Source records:

* BEGIN *

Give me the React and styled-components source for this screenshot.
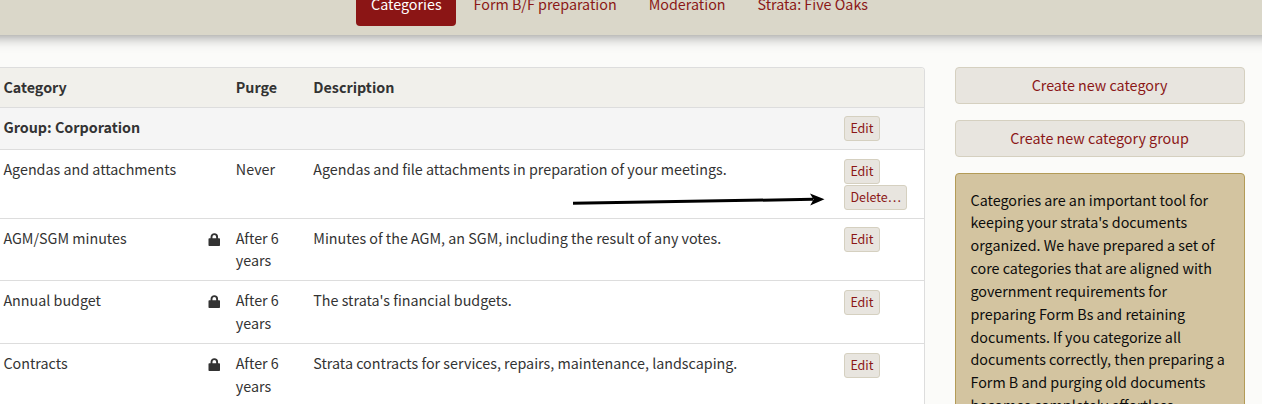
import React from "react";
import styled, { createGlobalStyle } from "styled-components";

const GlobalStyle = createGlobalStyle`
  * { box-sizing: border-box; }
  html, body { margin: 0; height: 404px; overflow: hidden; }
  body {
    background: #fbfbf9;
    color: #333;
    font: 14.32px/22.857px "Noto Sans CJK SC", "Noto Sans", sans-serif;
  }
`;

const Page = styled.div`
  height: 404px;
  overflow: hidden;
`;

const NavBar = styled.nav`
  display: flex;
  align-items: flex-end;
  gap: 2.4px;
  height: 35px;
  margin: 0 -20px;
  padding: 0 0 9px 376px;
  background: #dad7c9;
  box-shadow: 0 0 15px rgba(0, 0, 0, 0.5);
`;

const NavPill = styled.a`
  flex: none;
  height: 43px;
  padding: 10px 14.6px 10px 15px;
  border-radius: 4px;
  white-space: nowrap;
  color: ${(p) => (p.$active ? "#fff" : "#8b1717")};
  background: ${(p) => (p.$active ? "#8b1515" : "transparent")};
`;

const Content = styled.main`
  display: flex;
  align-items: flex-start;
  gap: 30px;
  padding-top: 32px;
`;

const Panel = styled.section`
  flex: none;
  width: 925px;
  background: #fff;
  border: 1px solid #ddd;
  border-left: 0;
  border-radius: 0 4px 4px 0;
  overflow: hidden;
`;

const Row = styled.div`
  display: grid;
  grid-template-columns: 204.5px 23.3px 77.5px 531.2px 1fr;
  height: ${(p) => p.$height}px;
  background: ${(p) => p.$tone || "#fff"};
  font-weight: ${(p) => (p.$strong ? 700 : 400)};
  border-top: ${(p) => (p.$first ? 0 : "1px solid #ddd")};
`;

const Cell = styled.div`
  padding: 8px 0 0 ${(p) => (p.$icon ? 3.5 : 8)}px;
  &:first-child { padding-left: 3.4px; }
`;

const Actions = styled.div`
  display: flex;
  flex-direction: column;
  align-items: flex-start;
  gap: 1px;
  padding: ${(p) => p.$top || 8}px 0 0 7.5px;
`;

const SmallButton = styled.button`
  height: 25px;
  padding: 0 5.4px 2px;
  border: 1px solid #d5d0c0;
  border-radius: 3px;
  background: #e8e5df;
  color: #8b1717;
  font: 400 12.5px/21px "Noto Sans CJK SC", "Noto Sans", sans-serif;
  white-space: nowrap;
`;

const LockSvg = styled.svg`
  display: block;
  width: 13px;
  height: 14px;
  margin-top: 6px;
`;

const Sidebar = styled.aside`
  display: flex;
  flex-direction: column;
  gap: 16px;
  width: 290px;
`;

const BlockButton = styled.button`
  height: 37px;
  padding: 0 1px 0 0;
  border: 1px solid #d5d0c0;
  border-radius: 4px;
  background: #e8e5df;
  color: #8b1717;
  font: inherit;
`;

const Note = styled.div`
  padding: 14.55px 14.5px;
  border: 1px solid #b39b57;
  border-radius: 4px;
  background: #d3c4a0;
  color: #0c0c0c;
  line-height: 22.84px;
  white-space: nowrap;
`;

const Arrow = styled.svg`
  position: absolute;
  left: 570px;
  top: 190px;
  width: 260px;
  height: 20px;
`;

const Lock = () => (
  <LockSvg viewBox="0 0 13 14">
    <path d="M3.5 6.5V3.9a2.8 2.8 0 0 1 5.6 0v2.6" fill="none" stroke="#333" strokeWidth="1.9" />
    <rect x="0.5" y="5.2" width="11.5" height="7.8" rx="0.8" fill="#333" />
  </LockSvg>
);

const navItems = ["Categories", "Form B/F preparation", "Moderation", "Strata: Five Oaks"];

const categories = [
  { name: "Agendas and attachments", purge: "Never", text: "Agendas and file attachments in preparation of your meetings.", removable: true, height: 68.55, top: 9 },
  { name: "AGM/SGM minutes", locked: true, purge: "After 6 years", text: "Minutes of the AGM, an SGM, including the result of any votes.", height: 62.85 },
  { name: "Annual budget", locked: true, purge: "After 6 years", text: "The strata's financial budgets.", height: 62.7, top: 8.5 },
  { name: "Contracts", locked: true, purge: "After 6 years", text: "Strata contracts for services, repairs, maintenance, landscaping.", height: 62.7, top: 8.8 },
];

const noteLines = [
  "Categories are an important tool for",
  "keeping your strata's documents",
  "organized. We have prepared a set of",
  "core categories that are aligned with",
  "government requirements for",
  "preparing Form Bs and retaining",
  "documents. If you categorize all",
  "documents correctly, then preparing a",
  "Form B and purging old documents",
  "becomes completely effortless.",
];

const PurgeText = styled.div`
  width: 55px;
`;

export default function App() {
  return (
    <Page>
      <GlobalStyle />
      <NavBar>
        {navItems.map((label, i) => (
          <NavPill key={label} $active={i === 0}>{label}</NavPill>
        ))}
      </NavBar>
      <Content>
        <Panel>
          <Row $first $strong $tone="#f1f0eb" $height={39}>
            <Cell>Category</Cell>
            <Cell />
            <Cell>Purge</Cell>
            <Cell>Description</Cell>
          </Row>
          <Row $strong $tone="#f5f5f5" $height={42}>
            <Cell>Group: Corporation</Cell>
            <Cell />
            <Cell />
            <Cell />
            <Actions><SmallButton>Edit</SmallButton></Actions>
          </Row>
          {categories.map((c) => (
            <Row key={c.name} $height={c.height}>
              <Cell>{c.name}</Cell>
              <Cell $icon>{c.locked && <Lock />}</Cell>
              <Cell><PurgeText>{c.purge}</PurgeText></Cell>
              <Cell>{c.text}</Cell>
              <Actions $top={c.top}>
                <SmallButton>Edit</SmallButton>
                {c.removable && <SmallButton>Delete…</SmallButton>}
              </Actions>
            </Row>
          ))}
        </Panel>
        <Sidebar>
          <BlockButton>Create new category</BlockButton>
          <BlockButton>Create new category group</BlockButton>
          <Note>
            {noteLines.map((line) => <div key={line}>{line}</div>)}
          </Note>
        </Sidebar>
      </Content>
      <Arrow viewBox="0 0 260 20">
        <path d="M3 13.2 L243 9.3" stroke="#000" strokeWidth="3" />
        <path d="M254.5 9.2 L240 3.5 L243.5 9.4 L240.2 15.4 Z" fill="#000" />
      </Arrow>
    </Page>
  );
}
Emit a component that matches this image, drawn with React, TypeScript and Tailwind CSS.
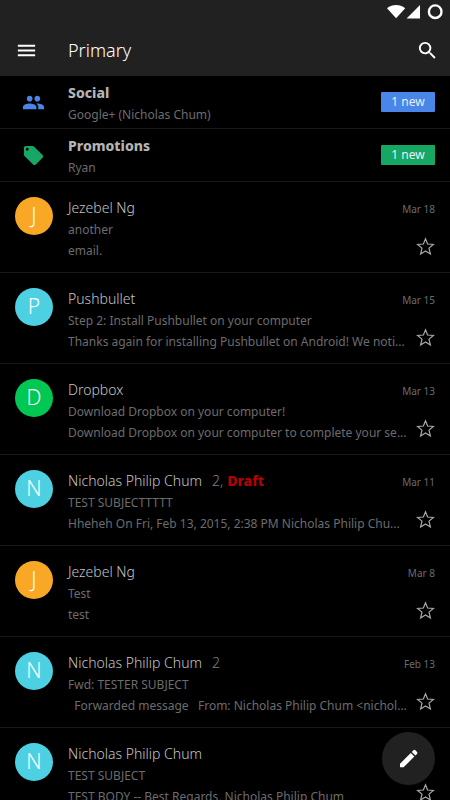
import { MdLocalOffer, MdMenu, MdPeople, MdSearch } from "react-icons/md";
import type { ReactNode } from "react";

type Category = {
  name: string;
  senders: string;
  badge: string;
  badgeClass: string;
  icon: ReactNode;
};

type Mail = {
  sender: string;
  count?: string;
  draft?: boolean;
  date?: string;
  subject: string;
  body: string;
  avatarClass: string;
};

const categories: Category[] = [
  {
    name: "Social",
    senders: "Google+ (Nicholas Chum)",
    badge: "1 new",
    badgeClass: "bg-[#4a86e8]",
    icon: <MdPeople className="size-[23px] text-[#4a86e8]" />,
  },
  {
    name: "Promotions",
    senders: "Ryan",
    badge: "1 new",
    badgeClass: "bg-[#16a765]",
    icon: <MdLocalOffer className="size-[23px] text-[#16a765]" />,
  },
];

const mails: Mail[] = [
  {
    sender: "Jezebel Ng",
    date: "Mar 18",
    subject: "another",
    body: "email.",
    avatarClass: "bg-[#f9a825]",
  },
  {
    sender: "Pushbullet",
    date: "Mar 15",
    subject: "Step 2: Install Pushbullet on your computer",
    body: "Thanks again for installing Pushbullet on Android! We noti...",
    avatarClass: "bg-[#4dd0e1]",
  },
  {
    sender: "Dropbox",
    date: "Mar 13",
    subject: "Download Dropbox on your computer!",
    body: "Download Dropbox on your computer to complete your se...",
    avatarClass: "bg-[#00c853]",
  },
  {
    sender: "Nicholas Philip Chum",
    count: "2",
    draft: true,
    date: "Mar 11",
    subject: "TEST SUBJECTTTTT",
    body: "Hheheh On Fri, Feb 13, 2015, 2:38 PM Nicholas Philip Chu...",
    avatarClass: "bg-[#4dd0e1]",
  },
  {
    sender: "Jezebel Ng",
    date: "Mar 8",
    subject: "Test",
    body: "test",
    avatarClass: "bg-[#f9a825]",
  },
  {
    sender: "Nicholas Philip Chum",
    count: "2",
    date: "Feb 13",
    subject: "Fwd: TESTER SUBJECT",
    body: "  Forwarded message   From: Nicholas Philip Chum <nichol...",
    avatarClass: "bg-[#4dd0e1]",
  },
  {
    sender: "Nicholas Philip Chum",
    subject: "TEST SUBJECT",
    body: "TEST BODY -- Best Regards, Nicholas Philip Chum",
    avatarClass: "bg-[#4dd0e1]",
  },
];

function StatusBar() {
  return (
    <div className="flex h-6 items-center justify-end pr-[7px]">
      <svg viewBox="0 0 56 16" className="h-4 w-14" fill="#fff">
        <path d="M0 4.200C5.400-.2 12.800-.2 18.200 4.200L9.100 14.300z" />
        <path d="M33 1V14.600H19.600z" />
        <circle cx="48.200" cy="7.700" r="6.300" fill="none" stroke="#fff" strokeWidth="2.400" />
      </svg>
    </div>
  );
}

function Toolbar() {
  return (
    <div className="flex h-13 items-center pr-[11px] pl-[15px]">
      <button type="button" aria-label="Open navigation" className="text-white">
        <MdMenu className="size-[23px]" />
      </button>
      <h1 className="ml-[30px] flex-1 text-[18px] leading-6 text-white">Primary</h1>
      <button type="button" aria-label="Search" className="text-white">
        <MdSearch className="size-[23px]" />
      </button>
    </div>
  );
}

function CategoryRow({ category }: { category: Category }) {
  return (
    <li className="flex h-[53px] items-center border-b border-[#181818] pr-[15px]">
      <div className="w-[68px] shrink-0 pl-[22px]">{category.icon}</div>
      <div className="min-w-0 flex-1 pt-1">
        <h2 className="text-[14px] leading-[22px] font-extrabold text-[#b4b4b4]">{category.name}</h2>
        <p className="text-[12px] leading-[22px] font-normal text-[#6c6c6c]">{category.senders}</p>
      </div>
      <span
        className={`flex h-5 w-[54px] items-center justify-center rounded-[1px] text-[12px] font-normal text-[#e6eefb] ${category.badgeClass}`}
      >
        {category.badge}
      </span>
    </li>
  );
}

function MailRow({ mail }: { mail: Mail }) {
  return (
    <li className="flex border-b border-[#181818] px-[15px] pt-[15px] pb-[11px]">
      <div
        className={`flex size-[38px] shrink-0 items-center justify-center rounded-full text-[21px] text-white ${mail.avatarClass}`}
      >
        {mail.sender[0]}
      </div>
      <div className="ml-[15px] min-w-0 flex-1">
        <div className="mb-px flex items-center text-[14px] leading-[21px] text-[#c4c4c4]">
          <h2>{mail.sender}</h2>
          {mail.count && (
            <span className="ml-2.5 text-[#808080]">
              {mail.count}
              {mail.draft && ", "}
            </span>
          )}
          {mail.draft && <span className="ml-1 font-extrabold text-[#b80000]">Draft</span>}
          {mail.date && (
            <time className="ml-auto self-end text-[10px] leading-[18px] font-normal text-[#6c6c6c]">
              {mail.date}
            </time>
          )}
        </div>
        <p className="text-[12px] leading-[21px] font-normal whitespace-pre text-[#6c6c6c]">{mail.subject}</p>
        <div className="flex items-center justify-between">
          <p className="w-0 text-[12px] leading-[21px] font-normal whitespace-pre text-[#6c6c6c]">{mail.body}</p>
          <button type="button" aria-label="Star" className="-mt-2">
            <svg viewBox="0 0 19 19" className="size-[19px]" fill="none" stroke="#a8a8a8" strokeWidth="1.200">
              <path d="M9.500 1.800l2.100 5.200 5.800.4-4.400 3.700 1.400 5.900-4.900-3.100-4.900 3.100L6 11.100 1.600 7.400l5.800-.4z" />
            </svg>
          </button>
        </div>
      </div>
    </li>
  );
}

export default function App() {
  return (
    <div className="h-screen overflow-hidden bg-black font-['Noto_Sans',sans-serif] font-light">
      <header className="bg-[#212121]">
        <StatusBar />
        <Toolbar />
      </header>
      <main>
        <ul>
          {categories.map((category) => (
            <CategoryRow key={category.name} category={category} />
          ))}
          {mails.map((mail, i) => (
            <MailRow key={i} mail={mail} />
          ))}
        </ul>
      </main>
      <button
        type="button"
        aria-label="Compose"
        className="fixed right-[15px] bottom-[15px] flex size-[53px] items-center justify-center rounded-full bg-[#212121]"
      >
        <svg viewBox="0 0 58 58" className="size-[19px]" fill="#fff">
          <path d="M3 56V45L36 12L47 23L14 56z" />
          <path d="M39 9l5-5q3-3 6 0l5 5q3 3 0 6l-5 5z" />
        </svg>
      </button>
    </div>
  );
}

* END *

What is expected — Look through the lines above and collect those with the word "that".

Answer to the problem —
  "core categories that are aligned with",
Emit a component that matches this image, drawn with React, TypeScript and Tailwind CSS.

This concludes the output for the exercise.